Slowly, day by day, the rain has dried up, the sun has reappeared and we’re finally into summer. The days are long and delicious and the breeze carries the scent of Ponderosa pine and nearby hay fields. The sun sets so late and rises so early that, aided by a moon climbing towards full, the nights are hardly dark at all. Most days I’m up at 3:30am taking to my mat for an hour of silence. It’s deeply quiet – by far the quietest place I’ve lived in since my three years at the monastery in Snowmass, Colorado. The refrigerator occasionally hums in the kitchen, the sound of the creek is slowly fading away as the flow drops and sometimes the air carries the sound of mules braying down the road or one of the distant peacocks or the local owls calling from somewhere in the woods.

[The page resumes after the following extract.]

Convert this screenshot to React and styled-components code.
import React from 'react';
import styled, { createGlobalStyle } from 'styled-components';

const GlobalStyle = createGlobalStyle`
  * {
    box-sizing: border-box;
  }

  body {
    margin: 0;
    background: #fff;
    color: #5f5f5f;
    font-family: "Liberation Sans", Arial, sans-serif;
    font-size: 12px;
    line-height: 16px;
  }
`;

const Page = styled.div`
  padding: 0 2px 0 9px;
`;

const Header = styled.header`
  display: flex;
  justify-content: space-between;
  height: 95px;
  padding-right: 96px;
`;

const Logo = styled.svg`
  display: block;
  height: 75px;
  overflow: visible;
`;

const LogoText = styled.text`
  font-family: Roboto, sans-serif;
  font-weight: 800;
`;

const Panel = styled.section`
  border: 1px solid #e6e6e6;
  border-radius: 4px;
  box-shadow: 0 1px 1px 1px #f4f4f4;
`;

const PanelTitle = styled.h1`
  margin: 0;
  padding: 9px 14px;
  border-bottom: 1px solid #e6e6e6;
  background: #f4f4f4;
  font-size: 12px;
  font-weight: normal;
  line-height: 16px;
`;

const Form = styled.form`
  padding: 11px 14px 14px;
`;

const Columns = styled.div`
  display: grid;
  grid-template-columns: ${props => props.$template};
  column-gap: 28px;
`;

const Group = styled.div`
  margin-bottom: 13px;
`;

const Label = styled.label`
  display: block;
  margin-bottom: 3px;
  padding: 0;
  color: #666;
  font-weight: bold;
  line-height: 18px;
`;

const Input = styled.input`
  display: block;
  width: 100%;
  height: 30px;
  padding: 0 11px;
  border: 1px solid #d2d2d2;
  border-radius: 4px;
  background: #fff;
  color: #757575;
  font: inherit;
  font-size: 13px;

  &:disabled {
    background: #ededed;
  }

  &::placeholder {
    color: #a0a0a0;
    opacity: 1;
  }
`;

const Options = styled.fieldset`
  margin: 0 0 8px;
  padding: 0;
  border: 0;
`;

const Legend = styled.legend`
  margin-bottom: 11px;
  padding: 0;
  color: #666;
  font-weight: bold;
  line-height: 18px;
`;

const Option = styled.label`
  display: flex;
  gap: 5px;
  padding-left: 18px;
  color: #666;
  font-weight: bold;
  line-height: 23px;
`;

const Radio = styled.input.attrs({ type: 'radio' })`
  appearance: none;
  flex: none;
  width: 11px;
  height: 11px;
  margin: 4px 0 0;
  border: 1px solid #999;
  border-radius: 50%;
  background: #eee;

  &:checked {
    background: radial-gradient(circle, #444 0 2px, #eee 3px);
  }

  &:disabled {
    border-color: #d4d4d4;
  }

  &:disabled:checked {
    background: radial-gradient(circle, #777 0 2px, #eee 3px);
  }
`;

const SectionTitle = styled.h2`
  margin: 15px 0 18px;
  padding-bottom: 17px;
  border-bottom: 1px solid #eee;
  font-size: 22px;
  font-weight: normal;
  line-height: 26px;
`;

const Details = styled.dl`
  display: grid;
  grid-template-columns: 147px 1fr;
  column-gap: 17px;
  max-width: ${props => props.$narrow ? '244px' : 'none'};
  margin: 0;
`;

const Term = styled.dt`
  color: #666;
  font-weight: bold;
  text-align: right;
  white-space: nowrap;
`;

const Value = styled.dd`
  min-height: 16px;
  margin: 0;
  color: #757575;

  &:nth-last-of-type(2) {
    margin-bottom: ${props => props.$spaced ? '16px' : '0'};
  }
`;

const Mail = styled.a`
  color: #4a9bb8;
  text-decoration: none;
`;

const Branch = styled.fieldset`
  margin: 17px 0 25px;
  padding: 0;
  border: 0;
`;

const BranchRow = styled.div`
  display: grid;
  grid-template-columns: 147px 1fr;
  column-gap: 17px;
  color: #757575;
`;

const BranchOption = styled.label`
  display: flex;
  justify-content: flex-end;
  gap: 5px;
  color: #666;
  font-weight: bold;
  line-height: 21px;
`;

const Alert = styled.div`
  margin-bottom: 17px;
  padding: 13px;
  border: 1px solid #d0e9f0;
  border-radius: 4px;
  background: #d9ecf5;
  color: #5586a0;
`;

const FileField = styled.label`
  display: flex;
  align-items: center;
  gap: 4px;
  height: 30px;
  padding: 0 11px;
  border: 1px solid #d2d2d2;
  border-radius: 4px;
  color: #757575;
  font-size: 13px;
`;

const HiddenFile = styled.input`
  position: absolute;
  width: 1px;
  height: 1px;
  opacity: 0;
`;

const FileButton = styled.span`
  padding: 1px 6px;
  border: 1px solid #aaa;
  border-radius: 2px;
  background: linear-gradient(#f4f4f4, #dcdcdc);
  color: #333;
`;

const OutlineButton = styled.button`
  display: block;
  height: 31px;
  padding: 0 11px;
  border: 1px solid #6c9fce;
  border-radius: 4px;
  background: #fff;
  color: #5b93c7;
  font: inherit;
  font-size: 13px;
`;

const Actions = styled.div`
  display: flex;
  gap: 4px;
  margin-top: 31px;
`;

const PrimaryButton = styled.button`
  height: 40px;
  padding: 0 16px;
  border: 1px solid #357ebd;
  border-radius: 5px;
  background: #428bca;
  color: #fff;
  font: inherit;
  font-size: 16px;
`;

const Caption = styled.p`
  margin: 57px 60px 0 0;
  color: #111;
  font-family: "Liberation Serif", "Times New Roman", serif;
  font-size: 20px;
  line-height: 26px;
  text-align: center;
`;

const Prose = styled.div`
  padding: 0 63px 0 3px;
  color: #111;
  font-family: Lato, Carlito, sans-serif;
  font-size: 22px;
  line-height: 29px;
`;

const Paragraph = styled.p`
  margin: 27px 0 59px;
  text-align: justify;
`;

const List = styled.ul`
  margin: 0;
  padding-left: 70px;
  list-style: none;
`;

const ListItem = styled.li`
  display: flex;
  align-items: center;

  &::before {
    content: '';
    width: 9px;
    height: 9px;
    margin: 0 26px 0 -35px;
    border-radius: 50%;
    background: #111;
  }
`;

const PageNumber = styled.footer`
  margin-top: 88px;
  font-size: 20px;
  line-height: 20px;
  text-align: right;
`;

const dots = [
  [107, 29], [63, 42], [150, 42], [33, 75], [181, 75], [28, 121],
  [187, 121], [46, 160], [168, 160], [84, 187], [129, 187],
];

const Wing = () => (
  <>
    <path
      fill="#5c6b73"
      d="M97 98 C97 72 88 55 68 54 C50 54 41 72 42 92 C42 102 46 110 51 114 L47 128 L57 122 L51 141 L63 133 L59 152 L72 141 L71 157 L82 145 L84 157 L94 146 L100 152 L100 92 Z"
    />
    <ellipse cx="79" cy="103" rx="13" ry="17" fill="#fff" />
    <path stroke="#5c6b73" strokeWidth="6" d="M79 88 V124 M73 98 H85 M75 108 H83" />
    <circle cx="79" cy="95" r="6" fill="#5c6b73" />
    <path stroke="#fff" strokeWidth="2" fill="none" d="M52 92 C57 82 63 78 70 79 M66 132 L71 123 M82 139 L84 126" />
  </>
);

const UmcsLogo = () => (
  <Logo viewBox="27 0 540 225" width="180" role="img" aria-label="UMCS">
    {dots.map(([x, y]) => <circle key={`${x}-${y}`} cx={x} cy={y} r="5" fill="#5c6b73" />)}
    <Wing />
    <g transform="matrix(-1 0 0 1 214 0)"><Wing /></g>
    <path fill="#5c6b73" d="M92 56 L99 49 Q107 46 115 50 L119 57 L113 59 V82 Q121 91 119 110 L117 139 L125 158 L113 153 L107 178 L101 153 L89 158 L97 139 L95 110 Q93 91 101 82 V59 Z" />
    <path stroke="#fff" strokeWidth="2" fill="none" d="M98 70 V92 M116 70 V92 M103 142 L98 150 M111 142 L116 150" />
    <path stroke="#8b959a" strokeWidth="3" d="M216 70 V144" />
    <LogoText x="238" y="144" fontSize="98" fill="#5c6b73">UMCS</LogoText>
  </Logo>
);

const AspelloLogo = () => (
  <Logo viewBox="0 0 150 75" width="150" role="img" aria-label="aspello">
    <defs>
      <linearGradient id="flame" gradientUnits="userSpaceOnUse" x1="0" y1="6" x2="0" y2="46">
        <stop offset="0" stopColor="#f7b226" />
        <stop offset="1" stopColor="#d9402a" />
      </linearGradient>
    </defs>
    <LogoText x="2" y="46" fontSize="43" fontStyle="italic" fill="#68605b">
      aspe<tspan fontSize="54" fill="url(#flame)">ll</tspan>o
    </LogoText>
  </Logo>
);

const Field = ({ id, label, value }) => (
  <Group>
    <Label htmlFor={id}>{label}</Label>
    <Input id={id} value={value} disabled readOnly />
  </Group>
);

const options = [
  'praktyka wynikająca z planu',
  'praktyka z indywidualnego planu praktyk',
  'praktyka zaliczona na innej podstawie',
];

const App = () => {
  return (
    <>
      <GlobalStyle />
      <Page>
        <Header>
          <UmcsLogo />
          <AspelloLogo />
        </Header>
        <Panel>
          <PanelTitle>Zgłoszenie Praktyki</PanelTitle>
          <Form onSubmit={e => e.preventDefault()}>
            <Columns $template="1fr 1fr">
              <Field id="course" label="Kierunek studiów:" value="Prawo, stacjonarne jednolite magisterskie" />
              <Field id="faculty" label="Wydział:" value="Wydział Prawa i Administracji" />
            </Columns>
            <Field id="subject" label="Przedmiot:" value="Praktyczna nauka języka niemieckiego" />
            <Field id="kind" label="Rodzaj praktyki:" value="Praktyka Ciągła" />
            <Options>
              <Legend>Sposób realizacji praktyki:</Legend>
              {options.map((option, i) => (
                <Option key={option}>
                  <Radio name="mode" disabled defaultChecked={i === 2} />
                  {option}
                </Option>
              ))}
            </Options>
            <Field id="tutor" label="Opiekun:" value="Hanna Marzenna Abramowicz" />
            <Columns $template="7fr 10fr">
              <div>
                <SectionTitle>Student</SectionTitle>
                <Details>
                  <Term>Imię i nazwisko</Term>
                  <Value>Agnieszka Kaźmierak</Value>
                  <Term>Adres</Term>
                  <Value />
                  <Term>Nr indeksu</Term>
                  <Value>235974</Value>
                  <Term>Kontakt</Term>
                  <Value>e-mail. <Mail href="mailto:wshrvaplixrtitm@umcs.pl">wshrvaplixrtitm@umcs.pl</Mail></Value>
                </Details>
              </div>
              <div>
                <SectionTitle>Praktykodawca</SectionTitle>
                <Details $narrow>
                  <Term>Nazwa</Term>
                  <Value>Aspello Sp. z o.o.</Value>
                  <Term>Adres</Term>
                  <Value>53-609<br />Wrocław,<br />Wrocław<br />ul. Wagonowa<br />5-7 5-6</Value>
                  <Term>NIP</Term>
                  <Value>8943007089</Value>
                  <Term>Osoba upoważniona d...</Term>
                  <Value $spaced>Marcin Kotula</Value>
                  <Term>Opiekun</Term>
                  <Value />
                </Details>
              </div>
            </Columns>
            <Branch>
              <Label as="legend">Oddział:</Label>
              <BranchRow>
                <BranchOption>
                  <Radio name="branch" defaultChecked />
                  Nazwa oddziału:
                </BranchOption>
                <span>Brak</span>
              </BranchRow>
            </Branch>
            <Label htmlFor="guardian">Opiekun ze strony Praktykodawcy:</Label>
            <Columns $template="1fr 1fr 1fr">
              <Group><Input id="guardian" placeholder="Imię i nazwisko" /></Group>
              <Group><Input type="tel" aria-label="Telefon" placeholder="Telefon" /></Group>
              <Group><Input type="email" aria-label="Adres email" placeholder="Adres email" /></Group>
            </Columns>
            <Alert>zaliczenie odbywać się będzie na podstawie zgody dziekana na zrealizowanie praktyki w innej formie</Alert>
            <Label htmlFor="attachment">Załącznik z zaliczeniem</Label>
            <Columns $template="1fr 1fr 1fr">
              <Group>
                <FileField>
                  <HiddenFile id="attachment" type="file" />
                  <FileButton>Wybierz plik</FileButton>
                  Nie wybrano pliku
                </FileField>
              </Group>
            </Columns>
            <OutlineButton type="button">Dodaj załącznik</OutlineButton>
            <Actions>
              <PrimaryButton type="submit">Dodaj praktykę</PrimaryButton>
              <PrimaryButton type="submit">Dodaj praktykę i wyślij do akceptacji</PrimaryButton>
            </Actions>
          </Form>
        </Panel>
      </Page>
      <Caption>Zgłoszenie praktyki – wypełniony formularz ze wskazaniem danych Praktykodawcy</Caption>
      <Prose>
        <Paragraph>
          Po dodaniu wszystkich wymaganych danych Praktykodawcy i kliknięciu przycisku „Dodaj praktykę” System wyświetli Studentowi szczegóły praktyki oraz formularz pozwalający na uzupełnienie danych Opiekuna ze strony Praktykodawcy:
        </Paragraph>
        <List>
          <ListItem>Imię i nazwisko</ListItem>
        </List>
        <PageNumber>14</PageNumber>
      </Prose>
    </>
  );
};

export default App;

This quiet place, in the midst of a full-on-summer, is amazing.
We’re gearing up for family visits. Mothers, fathers, siblings and kids are all finding their way out this summer to what we think of as our full time vacation home. The Texas sib (Karen, Tory, Hannah, Cord and Day) escaped from the hellishly hot Austin summer and ran full into the worst part of our mosquito outbreak. It lasts about two weeks and they saw two days of it. But they also got some snow on a ridge-line hike we all took and I hope it was a worthwhile tradeoff for them.

Molly, Waiting For The Discussion To End

Cord Gets Some Snow Action

Mastering The Technique of Glissading

Hannah, Just Before the Snowball War Begins
It’s a great time of year. For awhile now it’s where we call home.